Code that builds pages
........

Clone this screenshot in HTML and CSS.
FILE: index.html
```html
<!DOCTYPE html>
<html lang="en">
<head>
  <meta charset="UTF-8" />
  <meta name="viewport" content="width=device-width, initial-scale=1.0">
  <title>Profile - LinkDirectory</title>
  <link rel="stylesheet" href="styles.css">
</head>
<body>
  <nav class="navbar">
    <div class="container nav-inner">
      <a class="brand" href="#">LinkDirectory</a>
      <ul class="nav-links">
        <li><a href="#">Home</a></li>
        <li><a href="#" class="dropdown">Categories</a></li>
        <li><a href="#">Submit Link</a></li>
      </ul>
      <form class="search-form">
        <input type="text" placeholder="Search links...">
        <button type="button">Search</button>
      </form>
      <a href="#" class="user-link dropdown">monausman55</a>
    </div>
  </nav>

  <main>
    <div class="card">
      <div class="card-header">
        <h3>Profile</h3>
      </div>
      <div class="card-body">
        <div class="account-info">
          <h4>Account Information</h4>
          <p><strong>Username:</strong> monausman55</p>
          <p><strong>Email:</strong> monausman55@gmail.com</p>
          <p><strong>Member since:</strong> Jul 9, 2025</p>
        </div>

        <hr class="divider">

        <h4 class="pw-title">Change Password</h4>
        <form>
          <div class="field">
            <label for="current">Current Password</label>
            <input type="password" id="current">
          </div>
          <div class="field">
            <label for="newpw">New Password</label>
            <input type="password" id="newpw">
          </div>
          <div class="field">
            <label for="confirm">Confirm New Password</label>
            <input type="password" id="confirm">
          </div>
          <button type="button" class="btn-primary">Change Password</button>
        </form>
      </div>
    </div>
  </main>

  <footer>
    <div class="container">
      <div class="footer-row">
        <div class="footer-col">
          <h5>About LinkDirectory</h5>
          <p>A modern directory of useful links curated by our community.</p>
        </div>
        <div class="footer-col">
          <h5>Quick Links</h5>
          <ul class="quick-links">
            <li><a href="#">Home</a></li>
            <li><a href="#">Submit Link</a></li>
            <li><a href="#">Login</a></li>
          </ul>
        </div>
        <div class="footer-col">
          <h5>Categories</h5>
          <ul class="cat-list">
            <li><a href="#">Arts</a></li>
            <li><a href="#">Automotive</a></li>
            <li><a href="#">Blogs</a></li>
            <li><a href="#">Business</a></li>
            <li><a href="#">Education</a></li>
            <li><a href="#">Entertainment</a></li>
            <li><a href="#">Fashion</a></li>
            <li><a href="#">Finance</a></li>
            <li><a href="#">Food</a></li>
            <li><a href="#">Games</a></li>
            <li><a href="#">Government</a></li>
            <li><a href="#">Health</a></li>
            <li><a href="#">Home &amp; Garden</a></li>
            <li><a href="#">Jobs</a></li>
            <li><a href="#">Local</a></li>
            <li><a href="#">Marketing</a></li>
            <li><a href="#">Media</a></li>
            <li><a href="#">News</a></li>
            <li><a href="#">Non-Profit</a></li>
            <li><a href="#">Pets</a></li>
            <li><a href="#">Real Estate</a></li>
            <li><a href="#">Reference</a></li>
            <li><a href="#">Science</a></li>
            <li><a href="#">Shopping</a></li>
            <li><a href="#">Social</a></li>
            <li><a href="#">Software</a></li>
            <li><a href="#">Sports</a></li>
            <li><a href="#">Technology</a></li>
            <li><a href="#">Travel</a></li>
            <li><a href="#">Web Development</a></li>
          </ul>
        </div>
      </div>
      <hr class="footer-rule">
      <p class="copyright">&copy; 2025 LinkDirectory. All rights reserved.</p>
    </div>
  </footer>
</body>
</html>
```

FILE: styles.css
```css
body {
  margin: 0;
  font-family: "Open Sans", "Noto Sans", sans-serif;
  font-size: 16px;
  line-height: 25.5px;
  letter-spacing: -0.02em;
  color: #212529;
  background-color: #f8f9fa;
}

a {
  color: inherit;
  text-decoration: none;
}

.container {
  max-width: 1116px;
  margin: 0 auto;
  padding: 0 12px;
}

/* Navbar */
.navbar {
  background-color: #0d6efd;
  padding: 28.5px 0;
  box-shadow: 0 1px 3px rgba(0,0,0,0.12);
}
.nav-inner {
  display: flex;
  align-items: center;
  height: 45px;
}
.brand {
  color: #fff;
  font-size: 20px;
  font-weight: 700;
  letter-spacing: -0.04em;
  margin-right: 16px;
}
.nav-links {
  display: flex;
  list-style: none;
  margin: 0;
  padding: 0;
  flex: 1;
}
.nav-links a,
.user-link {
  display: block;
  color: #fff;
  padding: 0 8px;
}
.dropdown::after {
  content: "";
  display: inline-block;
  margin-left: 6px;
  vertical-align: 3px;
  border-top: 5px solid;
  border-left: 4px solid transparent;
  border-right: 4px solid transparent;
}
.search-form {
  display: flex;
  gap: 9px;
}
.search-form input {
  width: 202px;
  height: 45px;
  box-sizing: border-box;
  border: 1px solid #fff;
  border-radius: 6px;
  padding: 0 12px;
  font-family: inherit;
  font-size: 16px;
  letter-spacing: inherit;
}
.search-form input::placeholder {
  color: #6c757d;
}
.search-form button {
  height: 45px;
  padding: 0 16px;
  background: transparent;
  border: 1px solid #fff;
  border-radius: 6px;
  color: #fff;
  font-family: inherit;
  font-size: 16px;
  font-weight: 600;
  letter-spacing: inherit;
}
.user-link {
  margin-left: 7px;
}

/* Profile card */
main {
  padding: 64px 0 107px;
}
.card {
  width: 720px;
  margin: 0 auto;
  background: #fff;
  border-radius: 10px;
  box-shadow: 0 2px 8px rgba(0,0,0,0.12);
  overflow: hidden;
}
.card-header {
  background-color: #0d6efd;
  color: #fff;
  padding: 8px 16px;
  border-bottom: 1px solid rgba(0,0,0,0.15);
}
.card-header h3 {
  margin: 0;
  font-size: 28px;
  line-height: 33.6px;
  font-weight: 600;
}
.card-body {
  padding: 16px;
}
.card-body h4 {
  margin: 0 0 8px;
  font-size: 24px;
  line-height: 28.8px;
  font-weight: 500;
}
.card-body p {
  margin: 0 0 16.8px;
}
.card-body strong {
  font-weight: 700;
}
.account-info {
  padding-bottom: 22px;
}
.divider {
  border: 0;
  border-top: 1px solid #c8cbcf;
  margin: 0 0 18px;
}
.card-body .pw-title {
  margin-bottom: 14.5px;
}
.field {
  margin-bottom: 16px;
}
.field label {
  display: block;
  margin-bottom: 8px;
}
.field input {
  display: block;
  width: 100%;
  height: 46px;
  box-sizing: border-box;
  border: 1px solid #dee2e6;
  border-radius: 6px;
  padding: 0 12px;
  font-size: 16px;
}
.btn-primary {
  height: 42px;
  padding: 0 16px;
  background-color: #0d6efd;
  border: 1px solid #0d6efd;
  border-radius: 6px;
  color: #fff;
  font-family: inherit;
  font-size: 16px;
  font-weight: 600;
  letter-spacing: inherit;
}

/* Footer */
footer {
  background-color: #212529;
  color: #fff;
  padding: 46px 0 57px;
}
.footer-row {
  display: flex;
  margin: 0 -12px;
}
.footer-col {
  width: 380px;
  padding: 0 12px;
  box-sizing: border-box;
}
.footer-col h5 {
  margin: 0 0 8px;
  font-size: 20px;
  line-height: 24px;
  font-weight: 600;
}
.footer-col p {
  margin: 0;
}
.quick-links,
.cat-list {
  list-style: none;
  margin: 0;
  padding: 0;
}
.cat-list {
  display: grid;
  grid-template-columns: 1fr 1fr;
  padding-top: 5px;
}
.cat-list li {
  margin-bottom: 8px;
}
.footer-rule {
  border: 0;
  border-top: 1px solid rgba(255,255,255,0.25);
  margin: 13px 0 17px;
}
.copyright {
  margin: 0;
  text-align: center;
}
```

........

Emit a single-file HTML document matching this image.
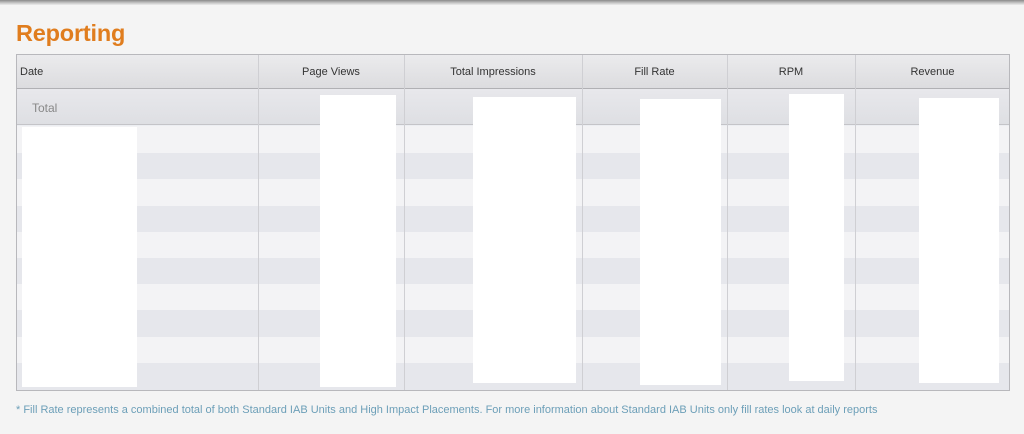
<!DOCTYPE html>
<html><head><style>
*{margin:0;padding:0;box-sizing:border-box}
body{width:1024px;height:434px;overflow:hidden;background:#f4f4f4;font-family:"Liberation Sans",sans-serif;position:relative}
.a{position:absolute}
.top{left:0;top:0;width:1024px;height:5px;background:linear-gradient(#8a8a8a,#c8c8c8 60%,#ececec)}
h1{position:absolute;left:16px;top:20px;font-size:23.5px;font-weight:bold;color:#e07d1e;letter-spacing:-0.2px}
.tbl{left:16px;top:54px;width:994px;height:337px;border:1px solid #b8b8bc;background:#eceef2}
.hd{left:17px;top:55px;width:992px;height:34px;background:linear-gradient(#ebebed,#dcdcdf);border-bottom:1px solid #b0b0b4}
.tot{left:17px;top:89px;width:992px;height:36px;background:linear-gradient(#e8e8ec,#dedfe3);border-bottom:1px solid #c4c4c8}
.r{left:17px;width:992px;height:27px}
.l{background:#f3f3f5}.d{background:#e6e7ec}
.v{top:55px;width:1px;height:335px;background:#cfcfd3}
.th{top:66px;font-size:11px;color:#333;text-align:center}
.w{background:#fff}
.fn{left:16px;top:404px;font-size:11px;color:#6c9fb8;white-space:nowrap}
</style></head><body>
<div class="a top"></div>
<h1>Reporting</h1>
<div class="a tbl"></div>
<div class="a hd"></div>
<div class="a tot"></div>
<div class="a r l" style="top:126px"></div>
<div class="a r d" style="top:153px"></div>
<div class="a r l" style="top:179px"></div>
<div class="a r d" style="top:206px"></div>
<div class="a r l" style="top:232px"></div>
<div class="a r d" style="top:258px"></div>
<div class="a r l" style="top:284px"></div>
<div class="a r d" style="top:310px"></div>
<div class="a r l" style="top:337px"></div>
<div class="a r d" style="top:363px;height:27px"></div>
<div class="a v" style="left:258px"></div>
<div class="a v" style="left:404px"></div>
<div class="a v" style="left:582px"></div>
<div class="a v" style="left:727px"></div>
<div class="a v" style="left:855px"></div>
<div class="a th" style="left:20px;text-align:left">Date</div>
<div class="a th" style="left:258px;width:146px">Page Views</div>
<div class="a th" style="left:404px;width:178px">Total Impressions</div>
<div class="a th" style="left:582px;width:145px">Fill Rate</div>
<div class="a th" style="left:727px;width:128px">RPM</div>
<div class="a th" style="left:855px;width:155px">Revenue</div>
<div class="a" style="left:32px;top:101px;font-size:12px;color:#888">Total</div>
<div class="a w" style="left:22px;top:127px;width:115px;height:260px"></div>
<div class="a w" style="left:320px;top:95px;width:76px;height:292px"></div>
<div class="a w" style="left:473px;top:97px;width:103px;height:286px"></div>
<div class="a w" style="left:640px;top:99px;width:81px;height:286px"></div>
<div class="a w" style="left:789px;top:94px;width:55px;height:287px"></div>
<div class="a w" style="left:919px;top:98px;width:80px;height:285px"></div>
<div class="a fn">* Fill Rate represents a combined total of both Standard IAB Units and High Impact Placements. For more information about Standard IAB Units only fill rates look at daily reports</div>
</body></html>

........

Search the data above for the word "this", then gather each line in which it appears.

▸ **Worked answer**
Clone this screenshot in HTML and CSS.
Emit a single-file HTML document matching this image.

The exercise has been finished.